実際、Aさんが在職老齢年金の影響を受けるのは、64歳になって特別支給の老齢厚生年金を受給する際です。このとき(2018年度の基準値ですが)、賃金と老齢厚生年金を合算して28万円を超えた分が調整の対象となります。

Aさんの老齢厚生年金は月10万円ですから、賃金が18万円以上だと基準の28万円を超えますから「損」です。仮に、定年後のAさんの賃金(対象となる月の標準報酬月額と、対象となる月以前1年間の標準賞与額の合計を12で割って合算した金額)を25万円としましょう。特別支給の老齢厚生年金10万円と賃金25万円を足すと基準の28万円を7万円オーバーすることがわかります。調整される金額はこの7万円の半分、つまり3.5万円です。したがって、本来受け取るはずの10万円のうち6.5万円が実際に受け取れる年金額となります。3.5万円「損」するのです。
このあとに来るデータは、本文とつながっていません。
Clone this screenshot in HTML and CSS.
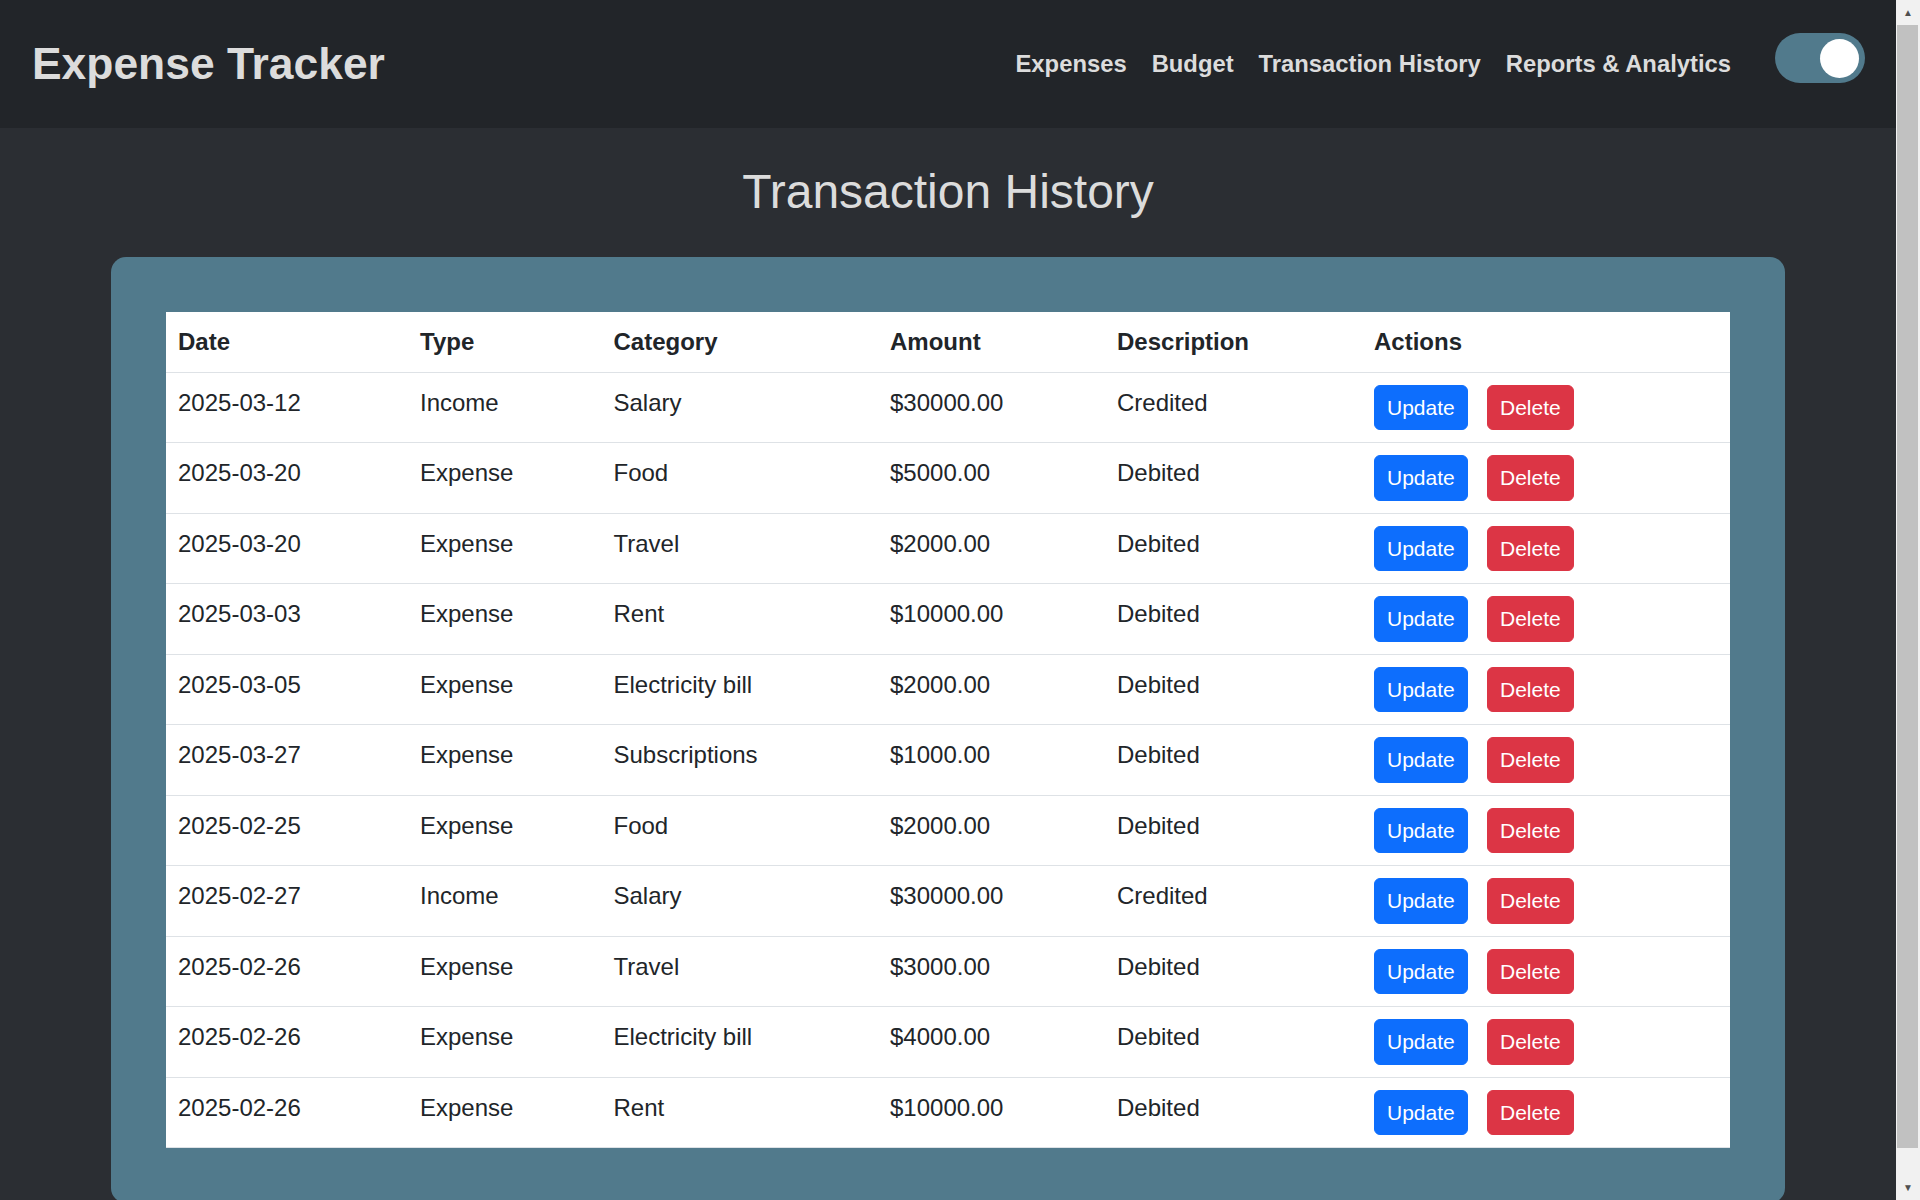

では、Aさんが65歳以降も同じ賃金で働き続けたらどうなるのでしょうか?

65歳以降になると、調整の基準となる金額が46万円に引き上げられます。Aさんの賃金は25万円、老齢厚生年金は10万円ですから、合算額35万円なら調整は行われず全額受け取ることができるのです。結論として、Aさんは、64歳の1年間42万円の「損」となります。

では、同い年の奥さんであるBさんの場合はどうでしょうか? 夫婦ともに同じ会社で働き、給与も同じだったと仮定します。給与が同額であれば、支払う保険料も同額、受け取る年金額も同額です。しかし、特別支給の老齢厚生年金のスケジュールは男女で異なり、Bさんは62歳から受給となります。62歳から65歳までの3年間、月3.5万円「年金のもらい損ね」が発生し、その合計は126万円にもなります。

会社員でなければ、調整の対象にならない

もちろん、AさんもBさんも厚生年金に加入していますから、60歳以降の加入期間も将来の年金受給額に反映されます。老齢厚生年金は、平均標準報酬額に1000分の5.481を掛けた額ずつ増額されますから、月25万円の給与で65歳まで働き続けると、約8.2万円年金が増額されます。これは終身保障ですから、Aさんなら約5年で損を取り戻せるところ、Bさんは約15年かかります。もし80歳より長生きすれば、取り戻せることになります。

人の寿命は予測ができませんから、終身で保障される年金を損得で考えること自体ナンセンスです。しかし、それでももらえるはずのものがもらえないのは、多くの方にとってはその額の大小にかかわらずショックなものです。でも、個々によって事情は変わってきます。そのため、自分の場合はどうなのかをしっかり試算してみると、印象はずいぶん変わるのではないでしょうか。

「どうしても、もらえるものはすべてもらいたい!」というのであれば、働き方を変えるのも1つです。なぜかというと、在職老齢年金は「在職」であるから調整されるので、厚生年金加入でなければ、収入がいくらあっても調整の対象にならないからです。たとえば、Bさんは「在職老齢年金の影響が大きい」と考えて「会社員」ではない働き方をすれば、特別支給の老齢厚生年金は1円もカットされることなく受け取れます。

よく年金受給開始年齢を遅らせ、年金額を増額させる「繰り下げ」をすればよいのではないかと考える方もいますが、特別支給の老齢厚生年金については、繰り下げはそもそもできません。

たとえばBさんが定年後に業務を受託しフリーランスのような形態で仕事を続けると、厚生年金への加入義務はなくなります。国民年金は原則60歳までですから、保険料の支払いは終了します。Bさんは年金保険料の負担がない分、手取りは増えますし、62歳以降も月10万円の特別支給の老齢厚生年金がカットされることなく、全額受け取ることができます。

年金の話になると、私たちはなんとなく「もらう」という言葉を使いがちです。「もらう」=「みんなと同じくらいの年金がもらえる」と漠然と思いがちです。しかし年金はもらうものではありません。「若い時からコツコツと作る」ものです。だから、それまで自分が作ってこなければ年金は少ないですし、自らが請求しないと受給できないのです。

特に昨今は、65歳くらいまでは働く方が増えているので、まずは自分の場合、年金はどうなっているのかきちんと情報収集をしたうえで、働き方も含め、これからの生活設計をされることをお勧めします。この記事をぜひご参考にしていただけましたら幸いです。